▶ **Task statement**: Output the material below unchanged, apart from leaving out the pictures.

▶ **Materials provided**:
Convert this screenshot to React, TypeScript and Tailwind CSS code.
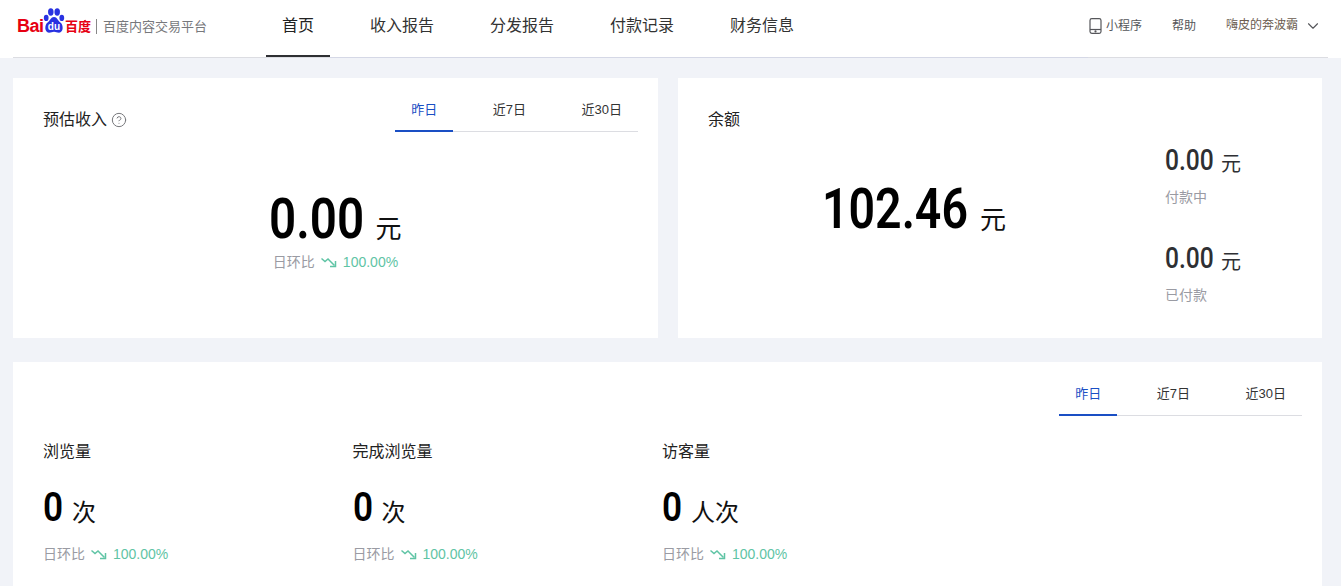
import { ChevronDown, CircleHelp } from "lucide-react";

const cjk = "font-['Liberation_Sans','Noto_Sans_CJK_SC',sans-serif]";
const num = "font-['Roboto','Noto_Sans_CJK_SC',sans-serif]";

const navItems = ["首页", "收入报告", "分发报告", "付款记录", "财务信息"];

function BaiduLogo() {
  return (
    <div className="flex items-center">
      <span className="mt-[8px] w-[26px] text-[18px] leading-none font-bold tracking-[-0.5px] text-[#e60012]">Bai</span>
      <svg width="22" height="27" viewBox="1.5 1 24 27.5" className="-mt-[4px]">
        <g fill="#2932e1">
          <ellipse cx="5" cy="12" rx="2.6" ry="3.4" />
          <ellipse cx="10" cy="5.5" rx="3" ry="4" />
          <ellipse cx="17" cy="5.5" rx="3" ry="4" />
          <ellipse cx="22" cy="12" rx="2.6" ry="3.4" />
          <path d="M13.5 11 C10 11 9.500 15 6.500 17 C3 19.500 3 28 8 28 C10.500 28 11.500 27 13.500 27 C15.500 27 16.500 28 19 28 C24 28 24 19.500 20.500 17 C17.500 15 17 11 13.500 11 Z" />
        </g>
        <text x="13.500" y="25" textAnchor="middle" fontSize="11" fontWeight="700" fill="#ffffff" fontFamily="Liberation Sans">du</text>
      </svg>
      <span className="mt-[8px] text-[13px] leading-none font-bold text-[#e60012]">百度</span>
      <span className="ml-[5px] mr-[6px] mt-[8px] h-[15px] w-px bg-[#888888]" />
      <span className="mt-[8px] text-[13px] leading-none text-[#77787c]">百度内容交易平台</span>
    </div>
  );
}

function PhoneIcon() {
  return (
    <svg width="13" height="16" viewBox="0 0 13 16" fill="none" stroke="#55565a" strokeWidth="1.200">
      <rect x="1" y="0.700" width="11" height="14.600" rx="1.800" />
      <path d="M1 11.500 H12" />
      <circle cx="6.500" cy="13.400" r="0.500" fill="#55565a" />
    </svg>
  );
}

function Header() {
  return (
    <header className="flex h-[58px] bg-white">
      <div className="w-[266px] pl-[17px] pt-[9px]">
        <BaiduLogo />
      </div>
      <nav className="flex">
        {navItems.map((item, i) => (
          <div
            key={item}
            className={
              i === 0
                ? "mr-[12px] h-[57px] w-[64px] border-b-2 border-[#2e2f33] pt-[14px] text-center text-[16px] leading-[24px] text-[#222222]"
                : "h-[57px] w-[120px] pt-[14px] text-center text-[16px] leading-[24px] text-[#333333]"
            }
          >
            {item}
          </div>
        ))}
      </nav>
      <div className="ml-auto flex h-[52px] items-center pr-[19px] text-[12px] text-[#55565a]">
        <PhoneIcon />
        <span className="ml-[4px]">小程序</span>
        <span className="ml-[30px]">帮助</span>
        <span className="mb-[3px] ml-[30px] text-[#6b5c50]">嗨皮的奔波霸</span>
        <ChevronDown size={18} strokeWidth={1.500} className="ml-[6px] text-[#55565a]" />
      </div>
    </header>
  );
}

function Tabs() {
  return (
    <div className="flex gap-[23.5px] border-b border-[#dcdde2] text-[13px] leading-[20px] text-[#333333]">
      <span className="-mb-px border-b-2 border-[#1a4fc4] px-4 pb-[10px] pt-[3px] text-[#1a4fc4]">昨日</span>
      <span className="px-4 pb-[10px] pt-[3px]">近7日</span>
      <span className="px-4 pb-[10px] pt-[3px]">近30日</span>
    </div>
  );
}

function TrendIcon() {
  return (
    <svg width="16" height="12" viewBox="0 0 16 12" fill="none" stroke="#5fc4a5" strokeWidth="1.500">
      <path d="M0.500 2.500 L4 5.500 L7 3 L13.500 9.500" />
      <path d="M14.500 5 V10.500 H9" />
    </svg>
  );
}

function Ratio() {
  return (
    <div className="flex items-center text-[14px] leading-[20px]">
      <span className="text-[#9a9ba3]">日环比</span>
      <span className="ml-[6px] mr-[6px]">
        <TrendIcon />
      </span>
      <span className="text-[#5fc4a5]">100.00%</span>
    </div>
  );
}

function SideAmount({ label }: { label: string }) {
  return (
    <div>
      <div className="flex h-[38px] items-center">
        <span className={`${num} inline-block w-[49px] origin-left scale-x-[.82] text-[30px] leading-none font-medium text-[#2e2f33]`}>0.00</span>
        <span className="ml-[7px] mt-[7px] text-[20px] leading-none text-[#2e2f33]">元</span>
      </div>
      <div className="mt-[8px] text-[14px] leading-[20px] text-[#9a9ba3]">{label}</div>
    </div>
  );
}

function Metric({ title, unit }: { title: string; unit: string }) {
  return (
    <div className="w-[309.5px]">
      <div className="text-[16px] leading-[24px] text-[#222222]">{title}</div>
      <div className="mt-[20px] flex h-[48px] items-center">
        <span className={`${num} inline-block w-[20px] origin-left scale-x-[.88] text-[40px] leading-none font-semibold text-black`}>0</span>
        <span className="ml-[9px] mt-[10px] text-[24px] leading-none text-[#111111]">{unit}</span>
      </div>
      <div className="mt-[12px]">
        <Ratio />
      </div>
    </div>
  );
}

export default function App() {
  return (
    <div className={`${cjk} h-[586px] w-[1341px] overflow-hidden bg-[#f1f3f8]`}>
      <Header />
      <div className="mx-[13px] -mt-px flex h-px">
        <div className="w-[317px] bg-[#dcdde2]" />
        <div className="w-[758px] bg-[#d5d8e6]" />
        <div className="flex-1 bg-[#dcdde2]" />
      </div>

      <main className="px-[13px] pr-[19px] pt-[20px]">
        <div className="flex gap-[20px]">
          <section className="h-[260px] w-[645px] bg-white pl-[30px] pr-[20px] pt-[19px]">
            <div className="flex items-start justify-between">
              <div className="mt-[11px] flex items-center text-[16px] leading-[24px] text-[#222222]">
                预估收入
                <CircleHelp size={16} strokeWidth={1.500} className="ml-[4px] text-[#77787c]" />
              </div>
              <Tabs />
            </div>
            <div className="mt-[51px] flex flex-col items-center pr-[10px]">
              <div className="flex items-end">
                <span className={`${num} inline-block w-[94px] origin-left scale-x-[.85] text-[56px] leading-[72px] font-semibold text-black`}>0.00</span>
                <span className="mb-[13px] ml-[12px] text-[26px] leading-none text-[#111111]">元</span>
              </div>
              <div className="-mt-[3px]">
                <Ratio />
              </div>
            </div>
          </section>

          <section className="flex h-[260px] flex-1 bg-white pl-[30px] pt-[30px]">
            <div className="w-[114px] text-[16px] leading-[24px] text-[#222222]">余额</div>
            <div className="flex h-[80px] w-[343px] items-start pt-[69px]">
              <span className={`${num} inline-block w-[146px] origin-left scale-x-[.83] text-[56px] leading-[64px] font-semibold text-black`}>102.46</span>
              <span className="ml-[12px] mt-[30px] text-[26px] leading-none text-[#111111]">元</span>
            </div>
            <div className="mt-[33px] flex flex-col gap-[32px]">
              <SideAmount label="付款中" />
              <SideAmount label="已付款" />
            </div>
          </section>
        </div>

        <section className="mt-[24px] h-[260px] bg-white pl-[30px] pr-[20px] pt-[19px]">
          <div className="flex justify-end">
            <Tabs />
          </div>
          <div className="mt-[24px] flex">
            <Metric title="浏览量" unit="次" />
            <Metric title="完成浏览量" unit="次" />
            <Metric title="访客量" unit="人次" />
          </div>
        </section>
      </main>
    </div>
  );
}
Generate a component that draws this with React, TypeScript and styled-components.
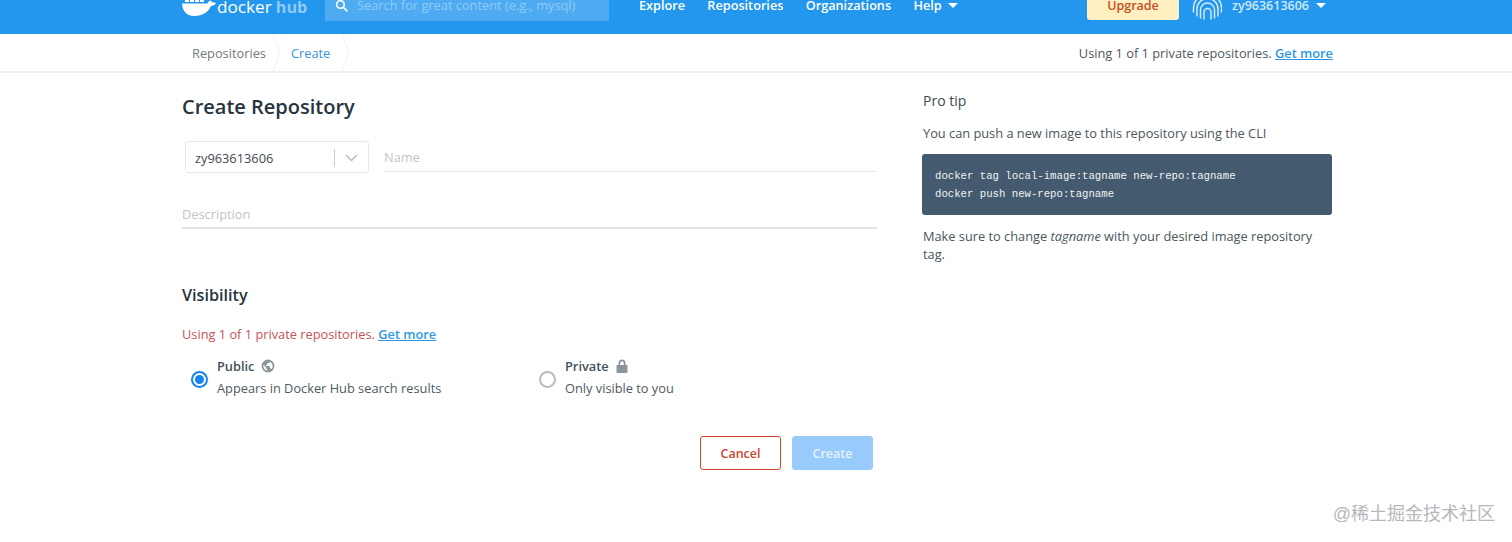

▶ **Result of the exercise**:
Convert this screenshot to React, TypeScript and Tailwind CSS code.
import { ChevronDown, CircleHelp } from "lucide-react";

const cjk = "font-['Liberation_Sans','Noto_Sans_CJK_SC',sans-serif]";
const num = "font-['Roboto','Noto_Sans_CJK_SC',sans-serif]";

const navItems = ["首页", "收入报告", "分发报告", "付款记录", "财务信息"];

function BaiduLogo() {
  return (
    <div className="flex items-center">
      <span className="mt-[8px] w-[26px] text-[18px] leading-none font-bold tracking-[-0.5px] text-[#e60012]">Bai</span>
      <svg width="22" height="27" viewBox="1.5 1 24 27.5" className="-mt-[4px]">
        <g fill="#2932e1">
          <ellipse cx="5" cy="12" rx="2.6" ry="3.4" />
          <ellipse cx="10" cy="5.5" rx="3" ry="4" />
          <ellipse cx="17" cy="5.5" rx="3" ry="4" />
          <ellipse cx="22" cy="12" rx="2.6" ry="3.4" />
          <path d="M13.5 11 C10 11 9.500 15 6.500 17 C3 19.500 3 28 8 28 C10.500 28 11.500 27 13.500 27 C15.500 27 16.500 28 19 28 C24 28 24 19.500 20.500 17 C17.500 15 17 11 13.500 11 Z" />
        </g>
        <text x="13.500" y="25" textAnchor="middle" fontSize="11" fontWeight="700" fill="#ffffff" fontFamily="Liberation Sans">du</text>
      </svg>
      <span className="mt-[8px] text-[13px] leading-none font-bold text-[#e60012]">百度</span>
      <span className="ml-[5px] mr-[6px] mt-[8px] h-[15px] w-px bg-[#888888]" />
      <span className="mt-[8px] text-[13px] leading-none text-[#77787c]">百度内容交易平台</span>
    </div>
  );
}

function PhoneIcon() {
  return (
    <svg width="13" height="16" viewBox="0 0 13 16" fill="none" stroke="#55565a" strokeWidth="1.200">
      <rect x="1" y="0.700" width="11" height="14.600" rx="1.800" />
      <path d="M1 11.500 H12" />
      <circle cx="6.500" cy="13.400" r="0.500" fill="#55565a" />
    </svg>
  );
}

function Header() {
  return (
    <header className="flex h-[58px] bg-white">
      <div className="w-[266px] pl-[17px] pt-[9px]">
        <BaiduLogo />
      </div>
      <nav className="flex">
        {navItems.map((item, i) => (
          <div
            key={item}
            className={
              i === 0
                ? "mr-[12px] h-[57px] w-[64px] border-b-2 border-[#2e2f33] pt-[14px] text-center text-[16px] leading-[24px] text-[#222222]"
                : "h-[57px] w-[120px] pt-[14px] text-center text-[16px] leading-[24px] text-[#333333]"
            }
          >
            {item}
          </div>
        ))}
      </nav>
      <div className="ml-auto flex h-[52px] items-center pr-[19px] text-[12px] text-[#55565a]">
        <PhoneIcon />
        <span className="ml-[4px]">小程序</span>
        <span className="ml-[30px]">帮助</span>
        <span className="mb-[3px] ml-[30px] text-[#6b5c50]">嗨皮的奔波霸</span>
        <ChevronDown size={18} strokeWidth={1.500} className="ml-[6px] text-[#55565a]" />
      </div>
    </header>
  );
}

function Tabs() {
  return (
    <div className="flex gap-[23.5px] border-b border-[#dcdde2] text-[13px] leading-[20px] text-[#333333]">
      <span className="-mb-px border-b-2 border-[#1a4fc4] px-4 pb-[10px] pt-[3px] text-[#1a4fc4]">昨日</span>
      <span className="px-4 pb-[10px] pt-[3px]">近7日</span>
      <span className="px-4 pb-[10px] pt-[3px]">近30日</span>
    </div>
  );
}

function TrendIcon() {
  return (
    <svg width="16" height="12" viewBox="0 0 16 12" fill="none" stroke="#5fc4a5" strokeWidth="1.500">
      <path d="M0.500 2.500 L4 5.500 L7 3 L13.500 9.500" />
      <path d="M14.500 5 V10.500 H9" />
    </svg>
  );
}

function Ratio() {
  return (
    <div className="flex items-center text-[14px] leading-[20px]">
      <span className="text-[#9a9ba3]">日环比</span>
      <span className="ml-[6px] mr-[6px]">
        <TrendIcon />
      </span>
      <span className="text-[#5fc4a5]">100.00%</span>
    </div>
  );
}

function SideAmount({ label }: { label: string }) {
  return (
    <div>
      <div className="flex h-[38px] items-center">
        <span className={`${num} inline-block w-[49px] origin-left scale-x-[.82] text-[30px] leading-none font-medium text-[#2e2f33]`}>0.00</span>
        <span className="ml-[7px] mt-[7px] text-[20px] leading-none text-[#2e2f33]">元</span>
      </div>
      <div className="mt-[8px] text-[14px] leading-[20px] text-[#9a9ba3]">{label}</div>
    </div>
  );
}

function Metric({ title, unit }: { title: string; unit: string }) {
  return (
    <div className="w-[309.5px]">
      <div className="text-[16px] leading-[24px] text-[#222222]">{title}</div>
      <div className="mt-[20px] flex h-[48px] items-center">
        <span className={`${num} inline-block w-[20px] origin-left scale-x-[.88] text-[40px] leading-none font-semibold text-black`}>0</span>
        <span className="ml-[9px] mt-[10px] text-[24px] leading-none text-[#111111]">{unit}</span>
      </div>
      <div className="mt-[12px]">
        <Ratio />
      </div>
    </div>
  );
}

export default function App() {
  return (
    <div className={`${cjk} h-[586px] w-[1341px] overflow-hidden bg-[#f1f3f8]`}>
      <Header />
      <div className="mx-[13px] -mt-px flex h-px">
        <div className="w-[317px] bg-[#dcdde2]" />
        <div className="w-[758px] bg-[#d5d8e6]" />
        <div className="flex-1 bg-[#dcdde2]" />
      </div>

      <main className="px-[13px] pr-[19px] pt-[20px]">
        <div className="flex gap-[20px]">
          <section className="h-[260px] w-[645px] bg-white pl-[30px] pr-[20px] pt-[19px]">
            <div className="flex items-start justify-between">
              <div className="mt-[11px] flex items-center text-[16px] leading-[24px] text-[#222222]">
                预估收入
                <CircleHelp size={16} strokeWidth={1.500} className="ml-[4px] text-[#77787c]" />
              </div>
              <Tabs />
            </div>
            <div className="mt-[51px] flex flex-col items-center pr-[10px]">
              <div className="flex items-end">
                <span className={`${num} inline-block w-[94px] origin-left scale-x-[.85] text-[56px] leading-[72px] font-semibold text-black`}>0.00</span>
                <span className="mb-[13px] ml-[12px] text-[26px] leading-none text-[#111111]">元</span>
              </div>
              <div className="-mt-[3px]">
                <Ratio />
              </div>
            </div>
          </section>

          <section className="flex h-[260px] flex-1 bg-white pl-[30px] pt-[30px]">
            <div className="w-[114px] text-[16px] leading-[24px] text-[#222222]">余额</div>
            <div className="flex h-[80px] w-[343px] items-start pt-[69px]">
              <span className={`${num} inline-block w-[146px] origin-left scale-x-[.83] text-[56px] leading-[64px] font-semibold text-black`}>102.46</span>
              <span className="ml-[12px] mt-[30px] text-[26px] leading-none text-[#111111]">元</span>
            </div>
            <div className="mt-[33px] flex flex-col gap-[32px]">
              <SideAmount label="付款中" />
              <SideAmount label="已付款" />
            </div>
          </section>
        </div>

        <section className="mt-[24px] h-[260px] bg-white pl-[30px] pr-[20px] pt-[19px]">
          <div className="flex justify-end">
            <Tabs />
          </div>
          <div className="mt-[24px] flex">
            <Metric title="浏览量" unit="次" />
            <Metric title="完成浏览量" unit="次" />
            <Metric title="访客量" unit="人次" />
          </div>
        </section>
      </main>
    </div>
  );
}
Generate a component that draws this with React, TypeScript and styled-components.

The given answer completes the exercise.